Refugee children fleeing Aleppo in northwestern Syria wait at the Turkish border crossing gate on February 6, 2016 in Bab-Al Salam, near the city of Azaz, northern Syria. (AFP photo)

Doctors Without Borders says Syria’s neighbors should open their borders to allow the crossing of people fleeing the conflict that keeps claiming more lives near the Syrian borders.

Jerome Oberreit, head of the charity organization, known by its French acronym as the MSF, said on Saturday that by closing their borders to Syria, neighbors are denying the war-affected people a major lifeline in the time of the conflict.

“We need to ensure that the border between Syria and other neighboring countries remains open. It is a lifeline and people should have the right to flee conflicts,” Oberreit said, slamming ideas such as setting up safe zones inside Syria as it could lead to more fatalities in border regions.

The remarks came after 28 people, all of them civilians, were killed in an attack on a camp of displaced Syrians in Idlib Province near the Turkish border. Turkey has closed the frontier, saying it can no longer afford more refugees into its territory.

Millions have been displaced as a result of more than five years of deadly turmoil in Syria. Many have already been settled across the border in countries such as Turkey, Lebanon and Jordan. The three neighbors continue introducing strict restrictions at border checkpoints.

Syrian refugees stuck between the Jordanian and Syrian borders waiting to cross into Jordan, walk at a camp, after a group of them crossed into the Jordanian territory at the Hadalat area, east of the capital, Amman, May 4, 2016.

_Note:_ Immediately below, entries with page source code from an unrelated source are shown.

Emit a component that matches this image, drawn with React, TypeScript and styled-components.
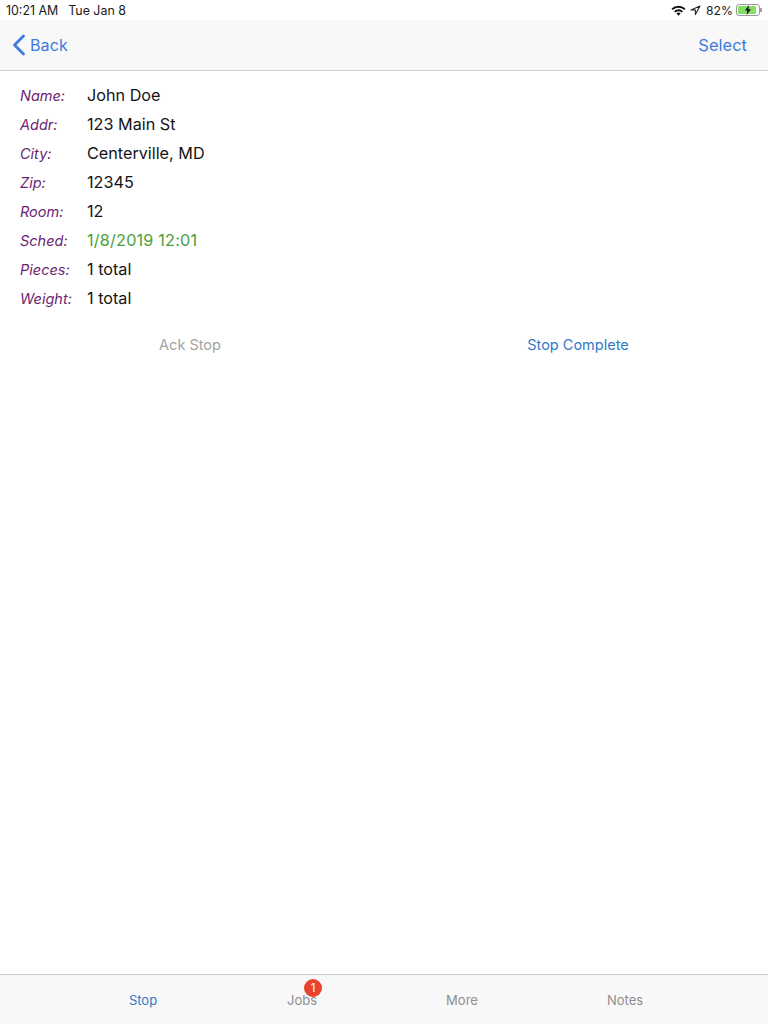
import React from 'react';
import styled, { createGlobalStyle } from 'styled-components';

type Stop = { label: string; value: string; late?: boolean };

const rows: Stop[] = [
  { label: 'Name:', value: 'John Doe' },
  { label: 'Addr:', value: '123 Main St' },
  { label: 'City:', value: 'Centerville, MD' },
  { label: 'Zip:', value: '12345' },
  { label: 'Room:', value: '12' },
  { label: 'Sched:', value: '1/8/2019 12:01', late: true },
  { label: 'Pieces:', value: '1 total' },
  { label: 'Weight:', value: '1 total' },
];

const tabs = ['Stop', 'Jobs', 'More', 'Notes'];

const GlobalStyle = createGlobalStyle`
  html, body {
    margin: 0;
    padding: 0;
    background: #fff;
    font-family: Inter, "Liberation Sans", sans-serif;
  }
`;

const App = () => (
  <Page>
    <GlobalStyle />
    <StatusBar>
      <StatusTime>10:21 AM</StatusTime>
      <StatusTime>Tue Jan 8</StatusTime>
      <StatusRight>
        <svg width="15" height="11" viewBox="0 0 15 11">
          <path d="M0.5 3.6a10 10 0 0 1 14 0l-1.3 1.4a8.1 8.1 0 0 0-11.4 0z" fill="#111" />
          <path d="M3 6.2a6.4 6.4 0 0 1 9 0l-1.3 1.3a4.6 4.6 0 0 0-6.4 0z" fill="#111" />
          <path d="M5.4 8.6a3 3 0 0 1 4.2 0l-2.1 2.1z" fill="#111" />
        </svg>
        <svg width="11" height="11" viewBox="0 0 11 11">
          <path d="M10 1 1 5h4.4v4.6z" fill="none" stroke="#222" strokeWidth="1.1" strokeLinejoin="round" />
        </svg>
        <StatusPct>82%</StatusPct>
        <Battery>
          <BatteryFill />
          <svg width="8" height="10" viewBox="0 0 8 10">
            <path d="M5 0 1 5.6h2.4L2.6 10 7 4.2H4.4z" fill="#111" />
          </svg>
        </Battery>
        <BatteryCap />
      </StatusRight>
    </StatusBar>
    <NavBar>
      <BackLink>
        <svg width="14" height="22" viewBox="0 0 14 22">
          <path d="M11.5 2 2.5 11l9 9" fill="none" stroke="#3f7bdc" strokeWidth="2.8" strokeLinecap="round" strokeLinejoin="round" />
        </svg>
        Back
      </BackLink>
      <NavAction>Select</NavAction>
    </NavBar>
    <Details>
      {rows.map((r) => (
        <Row key={r.label}>
          <Label>{r.label}</Label>
          <Value $late={r.late}>{r.value}</Value>
        </Row>
      ))}
    </Details>
    <Actions>
      <ActionButton $disabled>Ack Stop</ActionButton>
      <ActionButton>Stop Complete</ActionButton>
    </Actions>
    <Spacer />
    <TabBar>
      {tabs.map((t, i) => (
        <Tab key={t} $active={i === 0}>
          {t}
          {t === 'Jobs' && <Badge>1</Badge>}
        </Tab>
      ))}
    </TabBar>
  </Page>
);

const Page = styled.div`
  width: 768px;
  height: 1024px;
  display: flex;
  flex-direction: column;
  overflow: hidden;
  background: #fff;
`;
const StatusBar = styled.div`
  height: 20px;
  display: flex;
  align-items: center;
  gap: 10px;
  padding: 0 6px 0 6px;
  background: #fff;
`;
const StatusTime = styled.span`
  font-size: 12.4px;
  color: #1a1a1a;
`;
const StatusRight = styled.div`
  margin-left: auto;
  display: flex;
  align-items: center;
  gap: 4px;
`;
const StatusPct = styled.span`
  font-size: 12.2px;
  color: #1a1a1a;
  margin: 0 -1px 0 1px;
`;
const Battery = styled.div`
  position: relative;
  width: 24px;
  height: 12px;
  border: 1px solid #9a9a9a;
  border-radius: 3px;
  box-sizing: border-box;
  display: flex;
  align-items: center;
  justify-content: center;
  svg {
    position: relative;
  }
`;
const BatteryFill = styled.div`
  position: absolute;
  left: 1px;
  top: 1px;
  bottom: 1px;
  width: 80%;
  background: #86dc66;
  border-radius: 1px;
`;
const BatteryCap = styled.div`
  width: 2px;
  height: 4px;
  margin-left: -4px;
  background: #9a9a9a;
  border-radius: 0 1px 1px 0;
`;
const NavBar = styled.div`
  height: 50px;
  display: flex;
  align-items: center;
  justify-content: space-between;
  padding: 0 21px 0 12px;
  background: #f8f8f8;
  border-bottom: 1px solid #cfcfcf;
`;
const BackLink = styled.div`
  display: flex;
  align-items: center;
  gap: 4px;
  font-size: 16.2px;
  color: #3f7bdc;
`;
const NavAction = styled.div`
  font-size: 16.5px;
  color: #3f7bdc;
`;
const Details = styled.div`
  display: flex;
  flex-direction: column;
  padding: 9px 0 0 20px;
`;
const Row = styled.div`
  height: 29px;
  display: flex;
  align-items: center;
`;
const Label = styled.div`
  width: 67px;
  padding-top: 2px;
  font-size: 14.5px;
  font-style: italic;
  color: #6d1f73;
`;
const Value = styled.div<{ $late?: boolean }>`
  font-size: 16.2px;
  letter-spacing: ${(p) => (p.$late ? '0.2px' : '0')};
  color: ${(p) => (p.$late ? '#4ba03a' : '#141414')};
`;
const Actions = styled.div`
  display: grid;
  grid-template-columns: 380px 388px;
  margin-top: 23px;
`;
const ActionButton = styled.div<{ $disabled?: boolean }>`
  text-align: center;
  font-size: 14.5px;
  line-height: 20px;
  padding-left: ${(p) => (p.$disabled ? 0 : '8px')};
  color: ${(p) => (p.$disabled ? '#a3a3a3' : '#2f78c4')};
`;
const Spacer = styled.div`
  flex: 1;
`;
const TabBar = styled.div`
  height: 49px;
  display: grid;
  grid-template-columns: 143px 159px 160px 163px;
  padding-left: 0;
  background: #f8f8f8;
  border-top: 1px solid #cfcfcf;
`;
const Tab = styled.div<{ $active?: boolean }>`
  position: relative;
  justify-self: end;
  transform: translateX(50%);
  margin-top: 17px;
  font-size: 13px;
  line-height: 16px;
  height: 16px;
  color: ${(p) => (p.$active ? '#2f78c4' : '#8f8f8f')};
`;
const Badge = styled.div`
  position: absolute;
  top: -13px;
  right: -5px;
  width: 18px;
  height: 18px;
  border-radius: 50%;
  background: #e8432f;
  color: #fff;
  font-size: 11.5px;
  line-height: 18px;
  text-align: center;
`;

export default App;
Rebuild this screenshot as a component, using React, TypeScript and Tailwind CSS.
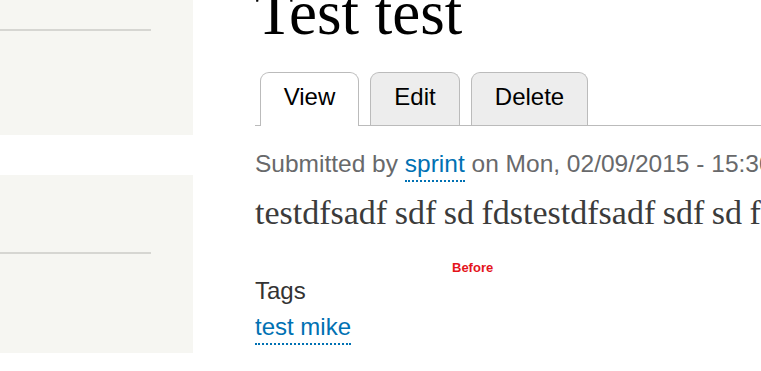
import React from "react";

const sans = { fontFamily: '"Liberation Sans", Arial, sans-serif' };

export default function App() {
  const tabs = [
    { name: "View", active: true, w: "w-[99px]" },
    { name: "Edit", active: false, w: "w-[90px]" },
    { name: "Delete", active: false, w: "w-[117px]" },
  ];

  return (
    <div className="flex h-[371px] w-[761px] overflow-hidden bg-white">
      <aside className="flex w-[193px] shrink-0 flex-col gap-[40px]">
        <div className="h-[135px] bg-[#f6f6f2]">
          <div className="mt-[29px] h-[2px] w-[151px] bg-[#d6d6d2]" />
        </div>
        <div className="h-[178px] bg-[#f6f6f2]">
          <div className="mt-[77px] h-[2px] w-[151px] bg-[#d6d6d2]" />
        </div>
      </aside>

      <main className="ml-[62px] min-w-0 flex-1" style={sans}>
        <h1 className="-mt-[18px] whitespace-nowrap font-['Liberation_Serif',Georgia,serif] text-[63px] leading-[63px] text-black">
          Test test
        </h1>

        <ul className="mt-[27px] flex items-end gap-[11px] border-b border-[#bbbbbb] pl-[5px]">
          {tabs.map((tab) => (
            <li
              key={tab.name}
              className={`${tab.w} rounded-t-[9px] border border-b-0 border-[#bbbbbb] pt-[10px] text-center text-[24px] leading-[28px] text-black ${
                tab.active ? "-mb-px h-[54px] bg-white" : "h-[53px] bg-[#ededed]"
              }`}
            >
              {tab.name}
            </li>
          ))}
        </ul>

        <p className="mt-[24px] whitespace-nowrap text-[24.5px] leading-[28px] text-[#68696b]">
          Submitted by{" "}
          <a className="border-b-2 border-dotted border-[#0071b3] pb-[3px] text-[#0071b3]">sprint</a> on Mon,
          02/09/2015 - 15:30
        </p>

        <p className="mt-[13px] whitespace-nowrap font-['Liberation_Serif',Georgia,serif] text-[34px] leading-[44px] text-[#3b3b3b] [word-spacing:-1px]">
          testdfsadf sdf sd fdstestdfsadf sdf sd fdstestdfsadf
        </p>

        <div className="mt-[25px] pl-[197px] text-[13px] font-bold leading-[16px] text-[#e4141b]">Before</div>

        <div className="mt-[1px] text-[24px] leading-[28px] text-[#333333]">Tags</div>
        <div className="mt-[8px] text-[24px] leading-[28px]">
          <a className="border-b-2 border-dotted border-[#0071b3] pb-[3px] text-[#0071b3]">test mike</a>
        </div>
      </main>
    </div>
  );
}
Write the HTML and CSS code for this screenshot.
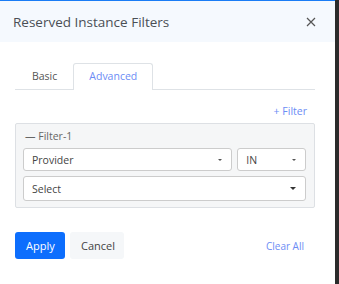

The MSF chief also lamented the dire situation of its hospitals and staff in Syria, saying dozens of its facilities have been targeted by air and rocket attacks over the past months.

“We are working in a very extreme environment and unfortunately a lot of other structures have been hit that are totally unnoticed,” Oberreit stated.

The remarks came a week after one of the MSF hospitals in Aleppo was demolished by airstrikes. The MSF says at least 55 people were killed in the incident which happened in Al-Quds health facility on April 28.